Honestly, it sounds like his PC is just toast, but maybe you guys can help anyways. Or you can confirm my theory and I'll tell him to buy a new one :V

He ended up leaving it on for like a week or so, and he came back with it off. He turned it on, and the computer didn't get very far. He said it made some loud boot up noises, and then just kept making those noises. The monitor never turned on and I guess it either just stopped or he turned it off.

I believe he said the disk trey also opened and closed on him.

Then he called me and I told him it was some hardware thing, but I'd ask around anyways. His computer isn't exactly new...or good. He has a fifty some dollar video card in there so HoN and WoW can run at respectable framerates (well, HoN now, but he bought it originally for WoW like a year ago). I probably should have told him to take that out and start it up again, but I dunno if that's really the problem.

It actually powers on though, so I don't think it's his PSU, which is the one it came with. Don't think it's anything special.

So yeah. Would it be better for him to try and fix this, or just get a new one? 
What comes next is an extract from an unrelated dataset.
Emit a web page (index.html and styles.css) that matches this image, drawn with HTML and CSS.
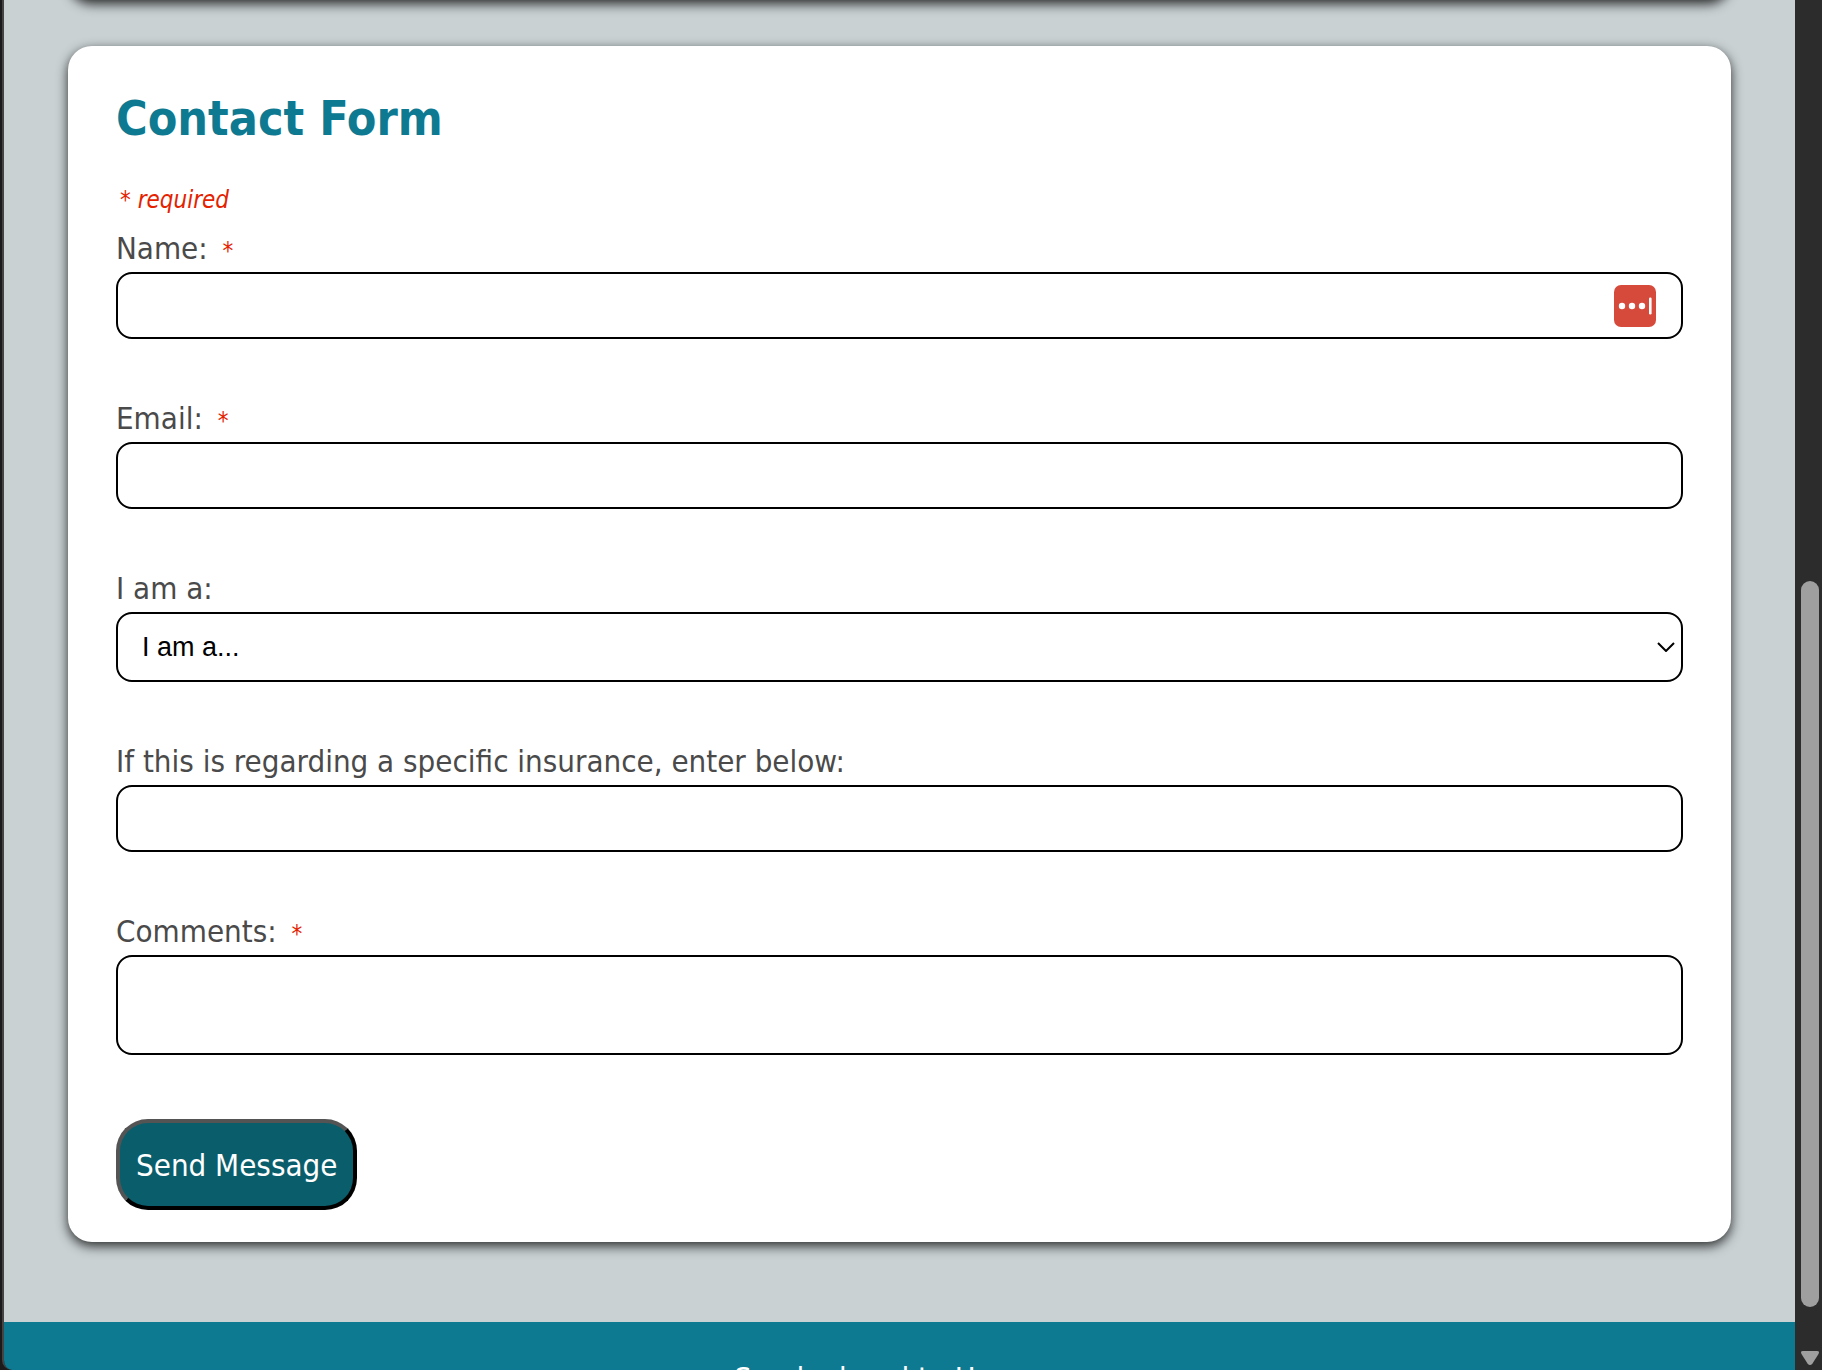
FILE: index.html
```
<!DOCTYPE html>
<html lang="en">
<head>
<meta charset="utf-8">
<title>Contact Form</title>
<link rel="stylesheet" href="styles.css">
</head>
<body>
<div class="window">
  <div class="page">
    <div class="content">
      <section class="card card-previous"></section>
      <main class="card">
        <h1 class="title">Contact Form</h1>
        <form class="form">
          <p class="note">* required</p>
          <div class="field">
            <label class="label" for="name">Name: <span class="star">*</span></label>
            <div class="control">
              <input class="input" id="name" type="text" required>
              <svg class="manager" viewBox="0 0 42 42" aria-hidden="true">
                <rect width="42" height="42" rx="7" fill="#d64a3b"/>
                <circle cx="8" cy="21" r="3.2" fill="#fff"/>
                <circle cx="18" cy="21" r="3.2" fill="#fff"/>
                <circle cx="28" cy="21" r="3.2" fill="#fff"/>
                <rect x="35" y="12.500" width="2.6" height="17" rx="1.3" fill="#fff"/>
              </svg>
            </div>
          </div>
          <div class="field">
            <label class="label" for="email">Email: <span class="star">*</span></label>
            <input class="input" id="email" type="email" required>
          </div>
          <div class="field">
            <label class="label" for="role">I am a:</label>
            <div class="control">
              <select class="input select" id="role"><option>I am a...</option></select>
              <svg class="chevron" viewBox="0 0 18 10" aria-hidden="true"><path d="M1 1l8 8 8-8" fill="none" stroke="#000" stroke-width="2"/></svg>
            </div>
          </div>
          <div class="field">
            <label class="label" for="insurance">If this is regarding a specific insurance, enter below:</label>
            <input class="input" id="insurance" type="text">
          </div>
          <div class="field">
            <label class="label" for="comments">Comments: <span class="star">*</span></label>
            <textarea class="input comments" id="comments" required></textarea>
          </div>
          <button class="send" type="submit">Send Message</button>
        </form>
      </main>
    </div>
    <footer class="footer">Send a hand to Us soon</footer>
  </div>
  <div class="scrollbar" aria-hidden="true">
    <div class="thumb"></div>
    <svg class="arrow" viewBox="0 0 18 14"><path d="M2 0h14q3 0 1.500 3l-6 9.500q-2.500 3-5 0l-6-9.500q-1.500-3 1.500-3z" fill="#9f9f9f"/></svg>
  </div>
</div>
</body>
</html>
```
FILE: styles.css
```
* {
  box-sizing: border-box;
}

body {
  margin: 0;
  background: #1c1b1b;
  color: #4a4a4a;
  font-family: Tahoma, "DejaVu Sans Condensed", "Noto Sans", sans-serif;
  font-size: 31px;
  line-height: 32px;
}

.window {
  display: flex;
  height: 100vh;
  overflow: hidden;
  margin-left: 2px;
  border-left: 2px solid #464343;
  border-bottom-left-radius: 10px;
}

.page {
  flex: 1;
  display: flex;
  flex-direction: column;
  overflow: hidden;
}

.content {
  flex: none;
  padding: 0 64px 80px;
  background: #c9d1d3;
}

.card {
  padding: 48px 48px 32px;
  border-radius: 24px;
  background: #fff;
  box-shadow: 0 4px 12px rgba(0, 0, 0, 0.8);
}

.card-previous {
  height: 80px;
  margin: -80px 0 46px;
}

.title {
  margin: 0 0 40px;
  color: #0d7a92;
  font-size: 48px;
  line-height: 48px;
}

.note,
.star {
  color: #e42200;
  font-size: 24px;
  font-style: italic;
}

.note {
  margin: 0 0 15px;
  padding-left: 4px;
  line-height: 36px;
}

.field {
  margin-bottom: 64px;
}

.label {
  display: block;
  margin-bottom: 9px;
  line-height: 30px;
}

.star {
  padding-left: 6px;
  line-height: 20px;
}

.control {
  position: relative;
}

.input {
  display: block;
  width: 100%;
  height: 67px;
  padding: 0 24px;
  border: 2px solid #000;
  border-radius: 16px;
  background: #fff;
  color: #000;
  font-family: Arial, "Liberation Sans", sans-serif;
  font-size: 27px;
}

.select {
  height: 70px;
  appearance: none;
}

.comments {
  height: 100px;
  padding: 16px 24px;
  resize: none;
}

.manager {
  position: absolute;
  top: 13px;
  right: 27px;
  width: 42px;
  height: 42px;
}

.chevron {
  position: absolute;
  top: 30px;
  right: 8px;
  width: 18px;
  height: 10px;
}

.send {
  display: block;
  height: 91px;
  padding: 0 16px;
  border: 4px outset #000;
  border-radius: 32px;
  background: #0a5e6b;
  color: #fff;
  font: inherit;
}

.footer {
  flex: none;
  padding: 40px 0;
  background: #0d7a92;
  color: #fff;
  text-align: center;
}

.scrollbar {
  display: flex;
  flex-direction: column;
  align-items: center;
  justify-content: flex-end;
  width: 27px;
  padding-left: 3px;
  background: #2c2c2c;
}

.thumb {
  width: 18px;
  height: 53vh;
  border-radius: 9px;
  background: #9f9f9f;
}

.arrow {
  width: 18px;
  height: 14px;
  margin: 44px 0 5px;
}
```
Keep in mind I'm curious as to what the problem with his computer might be.


----------



## mrfoxwily (Jan 1, 2012)

Turn it on and off a few more times. I've had 7/vista glitch out in sleep mode and they needed to be restarted. Once it makes it to desktop successfully, restart it *again*. See how it goes.


----------



## AshleyAshes (Jan 1, 2012)

If you mean it 'kept making those noises' in that instead of just 'Beep' it went on a series of repeating beeps, that's a 'Beep Code'.  The motherboard is actually announcing through the PC speaker where it's screwing up.  You can look up the beep code in the manual to determine that that alert means and it'll tell you where the failure likely is.

The mobo may have other methods of error communication too, some vocalize through the onboard sound with words, others use LEDs.  This varies by model, but the beep code is universal.  Consult the manual.


----------



## Conker (Jan 2, 2012)

AshleyAshes said:


> If you mean it 'kept making those noises' in that instead of just 'Beep' it went on a series of repeating beeps, that's a 'Beep Code'.  The motherboard is actually announcing through the PC speaker where it's screwing up.  You can look up the beep code in the manual to determine that that alert means and it'll tell you where the failure likely is.
> 
> The mobo may have other methods of error communication too, some vocalize through the onboard sound with words, others use LEDs.  This varies by model, but the beep code is universal.  Consult the manual.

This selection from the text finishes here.